Nous intéressant alors plus concrètement aux principe d’internalisation dans la tarification des infrastructures, nous sommes amenés à redécouvrir une dimension fondamentale au principe de tarification au coût marginal. En effet, le principe d’internalisation des externalités pécuniaires « de structure » n’est autre que le principe de tarification au coût marginal, qui consiste à assurer une maximisation de l’usage des infrastructures existantes indépendamment de leur coût passé. Nous insistons alors sur l’enjeu de cette discontinuité entre le coût passé de l’infrastructure, et les principes de son utilisation maximale à l’avenir. Accepter la pertinence, ou du moins la légitimité des choix d’infrastructure quels que soient leur coût économique passé, c’est pour l’économiste accepter la réalité et la nécessité de la valorisation d’un certain nombre de préférences qui n’existent pas a priori, mais qui sont révélées à travers le choix d’infrastructure. La tarification au coût marginal permet ainsi d’intégrer dans les prix l’ensemble des éléments de rationalité qui ont pu intervenir dans la décision d’infrastructure.

Nous mettons ainsi en relief les insuffisances auxquels conduit la volonté d’équilibre budgétaire par mode, même avec internalisation d’un certain nombre d’externalités technologiques. Une telle volonté, qui s’appuie notamment sur l’égalité théorique entre coût marginal et coût d’équilibre budgétaire lorsque les infrastructures sont adaptées de façon optimale à la demande marchande, revient en fait à limiter le sens du choix politique d’infrastructure à un rôle d’optimisation. Cette limitation est une double erreur, dans le sens où elle n’est ne correspond pas à la réalité d’une part, et elle n’est pas forcément souhaitable d’autre part. Nous constatons ainsi qu’adopter le principe de la réalité et de la nécessité de la révélation de valeurs sociales à travers le choix d’infrastructure revient à adopter l’existence d’une discontinuité théorique nette entre les principes d’évaluation et les principes de tarification. Les premier ne peuvent fournir qu’un critère d’évaluation, alors que les second ont pour vocation de faire ressortir l’ensemble des éléments de rationalité sociale introduit dans le choix d’infrastructure.

Acceptant cependant la contrainte d’équilibre budgétaire global du système de transport, nous illustrons la possibilité d’internalisation sous contrainte budgétaire à l’aide d’un modèle de concurrence entre la voiture particulière et les transports collectifs en milieu urbain. Face au problème du déficit de transports collectifs envisagés comme alternative à la mobilité routière, nous montrons que les transferts que permet la tarification au coût marginal internalisent l’externalité pécuniaire « de structure » de la voiture particulière sur les transports collectifs.
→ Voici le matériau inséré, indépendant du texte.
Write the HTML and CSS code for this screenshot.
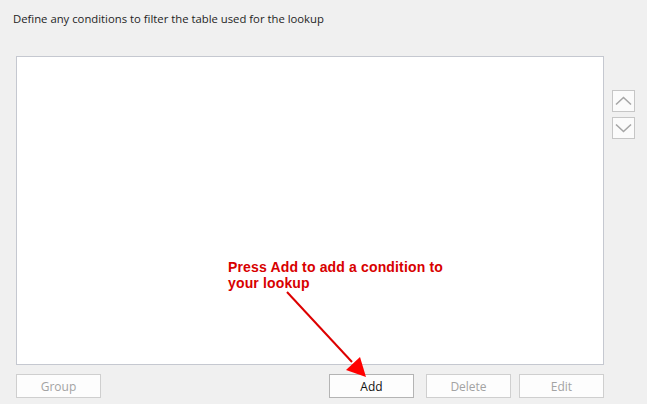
FILE: index.html
```html
<!DOCTYPE html>
<html lang="en">
<head>
    <meta charset="UTF-8">
    <title>Lookup Filter</title>
    <link rel="stylesheet" href="styles.css">
</head>
<body>
    <div class="page">
        <div class="intro">Define any conditions to filter the table used for the lookup</div>
        <div class="main-row">
            <div class="conditions"></div>
            <div class="move-buttons">
                <button class="move-btn" disabled>
                    <svg width="17" height="10" viewBox="0 0 17 10"><path d="M1 8.5 L8.5 1.5 L16 8.5" fill="none" stroke="#a6a6a6" stroke-width="1.6"/></svg>
                </button>
                <button class="move-btn" disabled>
                    <svg width="17" height="10" viewBox="0 0 17 10"><path d="M1 1.5 L8.5 8.5 L16 1.5" fill="none" stroke="#a6a6a6" stroke-width="1.6"/></svg>
                </button>
            </div>
        </div>
        <div class="button-row">
            <button class="btn" disabled>Group</button>
            <button class="btn btn-add">Add</button>
            <button class="btn btn-delete" disabled>Delete</button>
            <button class="btn btn-edit" disabled>Edit</button>
        </div>

        <div class="hint">Press Add to add a condition to<br>your lookup</div>
        <svg class="hint-arrow" width="647" height="404" viewBox="0 0 647 404">
            <line x1="287" y1="292" x2="352" y2="362" stroke="#dd0000" stroke-width="2"/>
            <polygon points="366,377 346,370 360,357" fill="#ff0000"/>
        </svg>
    </div>
</body>
</html>
```

FILE: styles.css
```css
body {
    margin: 0;
    background: #f0f0f0;
    font-family: "Open Sans", "Noto Sans", sans-serif;
    font-size: 11.3px;
    color: #1e1e1e;
}
.page {
    position: relative;
    width: 647px;
    height: 404px;
    overflow: hidden;
}
.intro {
    padding: 11px 0 0 13px;
    height: 56px;
    box-sizing: border-box;
    line-height: 16px;
}
.main-row {
    display: flex;
    align-items: flex-start;
    padding-left: 16px;
}
.conditions {
    width: 586px;
    height: 307px;
    background: #fff;
    border: 1px solid #c5c8d0;
}
.move-buttons {
    display: flex;
    flex-direction: column;
    gap: 5px;
    margin: 34px 0 0 8px;
}
.move-btn {
    width: 23px;
    height: 22px;
    padding: 0;
    border: 1px solid #c6c6c6;
    background: #fbfbfb;
    display: flex;
    align-items: center;
    justify-content: center;
}
.button-row {
    display: flex;
    padding: 9px 0 0 16px;
}
.btn {
    width: 85px;
    height: 24px;
    padding: 0;
    font-family: inherit;
    font-size: 12px;
    background: #fdfdfd;
    border: 1px solid #cfcfcf;
    color: #a3a3a3;
}
.btn-add {
    margin-left: 228px;
    border-color: #b4b4b4;
    color: #111;
}
.btn-delete {
    margin-left: 12px;
}
.btn-edit {
    margin-left: 8px;
}
.hint {
    position: absolute;
    left: 228px;
    top: 259px;
    font-family: "Liberation Sans", Arial, sans-serif;
    font-weight: bold;
    font-size: 14px;
    letter-spacing: 0.15px;
    line-height: 16px;
    color: #d80000;
}
.hint-arrow {
    position: absolute;
    left: 0;
    top: 0;
    pointer-events: none;
}
```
En cas d’insuffisance de ces transferts, nous montrons que l’internalisation sous contrainte budgétaire implique en outre l’ajout aux coûts marginaux d’une valeur fixe et identique pour l’ensemble des usagers (VP+TC) qui permet d’assurer la couverture des coûts fixes TC, considérés de facto comme des coûts fixes du système (VP+TC). Nous découvrons ainsi dans quelle mesure ce principe d’équilibre budgétaire global est équivalent à un principe d’équilibre budgétaire modal sous condition d’internalisation des externalités pécuniaires « de structure ».